» Material provided
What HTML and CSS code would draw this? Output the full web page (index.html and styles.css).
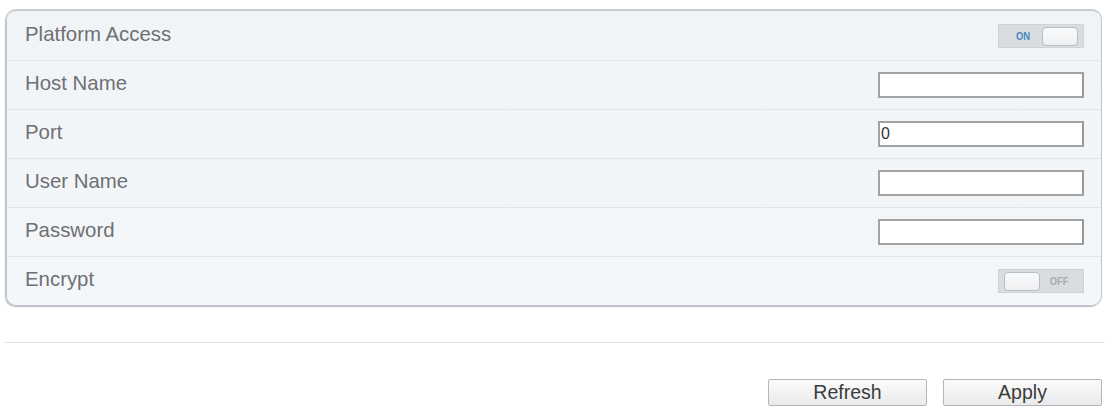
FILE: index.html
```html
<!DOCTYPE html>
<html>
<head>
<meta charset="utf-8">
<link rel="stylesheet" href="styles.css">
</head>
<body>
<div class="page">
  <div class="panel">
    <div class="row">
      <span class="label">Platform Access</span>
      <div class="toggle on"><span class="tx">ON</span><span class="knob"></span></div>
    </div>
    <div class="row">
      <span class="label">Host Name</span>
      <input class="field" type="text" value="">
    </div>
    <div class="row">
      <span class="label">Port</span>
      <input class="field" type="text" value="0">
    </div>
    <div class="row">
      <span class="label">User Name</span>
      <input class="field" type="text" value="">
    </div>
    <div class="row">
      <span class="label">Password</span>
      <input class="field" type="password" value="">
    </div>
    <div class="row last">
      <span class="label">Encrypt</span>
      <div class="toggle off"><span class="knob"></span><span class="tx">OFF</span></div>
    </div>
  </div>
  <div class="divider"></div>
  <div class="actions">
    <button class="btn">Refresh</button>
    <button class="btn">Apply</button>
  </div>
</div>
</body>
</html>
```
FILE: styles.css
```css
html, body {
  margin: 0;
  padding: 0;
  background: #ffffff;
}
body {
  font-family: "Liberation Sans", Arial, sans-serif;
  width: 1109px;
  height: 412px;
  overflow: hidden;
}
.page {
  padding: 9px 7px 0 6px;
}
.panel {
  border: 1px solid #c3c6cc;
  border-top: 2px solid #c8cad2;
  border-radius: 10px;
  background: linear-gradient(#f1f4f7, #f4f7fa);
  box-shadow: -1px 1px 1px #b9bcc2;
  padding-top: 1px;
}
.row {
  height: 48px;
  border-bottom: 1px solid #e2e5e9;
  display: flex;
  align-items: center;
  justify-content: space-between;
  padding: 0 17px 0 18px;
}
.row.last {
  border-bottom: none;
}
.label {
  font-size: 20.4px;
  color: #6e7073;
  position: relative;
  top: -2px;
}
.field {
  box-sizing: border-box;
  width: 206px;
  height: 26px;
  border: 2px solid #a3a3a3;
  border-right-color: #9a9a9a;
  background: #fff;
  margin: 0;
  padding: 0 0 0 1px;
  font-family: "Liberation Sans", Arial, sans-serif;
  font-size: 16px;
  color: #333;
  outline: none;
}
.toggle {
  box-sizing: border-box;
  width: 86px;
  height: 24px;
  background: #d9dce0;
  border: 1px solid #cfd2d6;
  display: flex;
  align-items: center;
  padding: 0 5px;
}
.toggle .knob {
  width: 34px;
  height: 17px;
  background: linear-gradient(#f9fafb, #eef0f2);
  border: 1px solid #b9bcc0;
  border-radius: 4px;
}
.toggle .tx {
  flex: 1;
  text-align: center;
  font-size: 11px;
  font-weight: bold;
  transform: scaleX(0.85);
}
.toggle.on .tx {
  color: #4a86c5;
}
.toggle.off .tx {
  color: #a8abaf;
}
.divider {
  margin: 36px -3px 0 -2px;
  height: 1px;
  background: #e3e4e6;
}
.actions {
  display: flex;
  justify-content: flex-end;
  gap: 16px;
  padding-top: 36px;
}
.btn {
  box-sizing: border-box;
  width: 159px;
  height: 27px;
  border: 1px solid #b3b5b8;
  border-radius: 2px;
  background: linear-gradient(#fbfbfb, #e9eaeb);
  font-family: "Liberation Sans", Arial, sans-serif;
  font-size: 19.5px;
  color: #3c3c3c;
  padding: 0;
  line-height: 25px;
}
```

» Written instruction
Transcribe the full listing character for character. Pictures are excluded.

» Solution to this problem
What HTML and CSS code would draw this? Output the full web page (index.html and styles.css).
FILE: index.html
```html
<!DOCTYPE html>
<html>
<head>
<meta charset="utf-8">
<link rel="stylesheet" href="styles.css">
</head>
<body>
<div class="page">
  <div class="panel">
    <div class="row">
      <span class="label">Platform Access</span>
      <div class="toggle on"><span class="tx">ON</span><span class="knob"></span></div>
    </div>
    <div class="row">
      <span class="label">Host Name</span>
      <input class="field" type="text" value="">
    </div>
    <div class="row">
      <span class="label">Port</span>
      <input class="field" type="text" value="0">
    </div>
    <div class="row">
      <span class="label">User Name</span>
      <input class="field" type="text" value="">
    </div>
    <div class="row">
      <span class="label">Password</span>
      <input class="field" type="password" value="">
    </div>
    <div class="row last">
      <span class="label">Encrypt</span>
      <div class="toggle off"><span class="knob"></span><span class="tx">OFF</span></div>
    </div>
  </div>
  <div class="divider"></div>
  <div class="actions">
    <button class="btn">Refresh</button>
    <button class="btn">Apply</button>
  </div>
</div>
</body>
</html>
```
FILE: styles.css
```css
html, body {
  margin: 0;
  padding: 0;
  background: #ffffff;
}
body {
  font-family: "Liberation Sans", Arial, sans-serif;
  width: 1109px;
  height: 412px;
  overflow: hidden;
}
.page {
  padding: 9px 7px 0 6px;
}
.panel {
  border: 1px solid #c3c6cc;
  border-top: 2px solid #c8cad2;
  border-radius: 10px;
  background: linear-gradient(#f1f4f7, #f4f7fa);
  box-shadow: -1px 1px 1px #b9bcc2;
  padding-top: 1px;
}
.row {
  height: 48px;
  border-bottom: 1px solid #e2e5e9;
  display: flex;
  align-items: center;
  justify-content: space-between;
  padding: 0 17px 0 18px;
}
.row.last {
  border-bottom: none;
}
.label {
  font-size: 20.4px;
  color: #6e7073;
  position: relative;
  top: -2px;
}
.field {
  box-sizing: border-box;
  width: 206px;
  height: 26px;
  border: 2px solid #a3a3a3;
  border-right-color: #9a9a9a;
  background: #fff;
  margin: 0;
  padding: 0 0 0 1px;
  font-family: "Liberation Sans", Arial, sans-serif;
  font-size: 16px;
  color: #333;
  outline: none;
}
.toggle {
  box-sizing: border-box;
  width: 86px;
  height: 24px;
  background: #d9dce0;
  border: 1px solid #cfd2d6;
  display: flex;
  align-items: center;
  padding: 0 5px;
}
.toggle .knob {
  width: 34px;
  height: 17px;
  background: linear-gradient(#f9fafb, #eef0f2);
  border: 1px solid #b9bcc0;
  border-radius: 4px;
}
.toggle .tx {
  flex: 1;
  text-align: center;
  font-size: 11px;
  font-weight: bold;
  transform: scaleX(0.85);
}
.toggle.on .tx {
  color: #4a86c5;
}
.toggle.off .tx {
  color: #a8abaf;
}
.divider {
  margin: 36px -3px 0 -2px;
  height: 1px;
  background: #e3e4e6;
}
.actions {
  display: flex;
  justify-content: flex-end;
  gap: 16px;
  padding-top: 36px;
}
.btn {
  box-sizing: border-box;
  width: 159px;
  height: 27px;
  border: 1px solid #b3b5b8;
  border-radius: 2px;
  background: linear-gradient(#fbfbfb, #e9eaeb);
  font-family: "Liberation Sans", Arial, sans-serif;
  font-size: 19.5px;
  color: #3c3c3c;
  padding: 0;
  line-height: 25px;
}
```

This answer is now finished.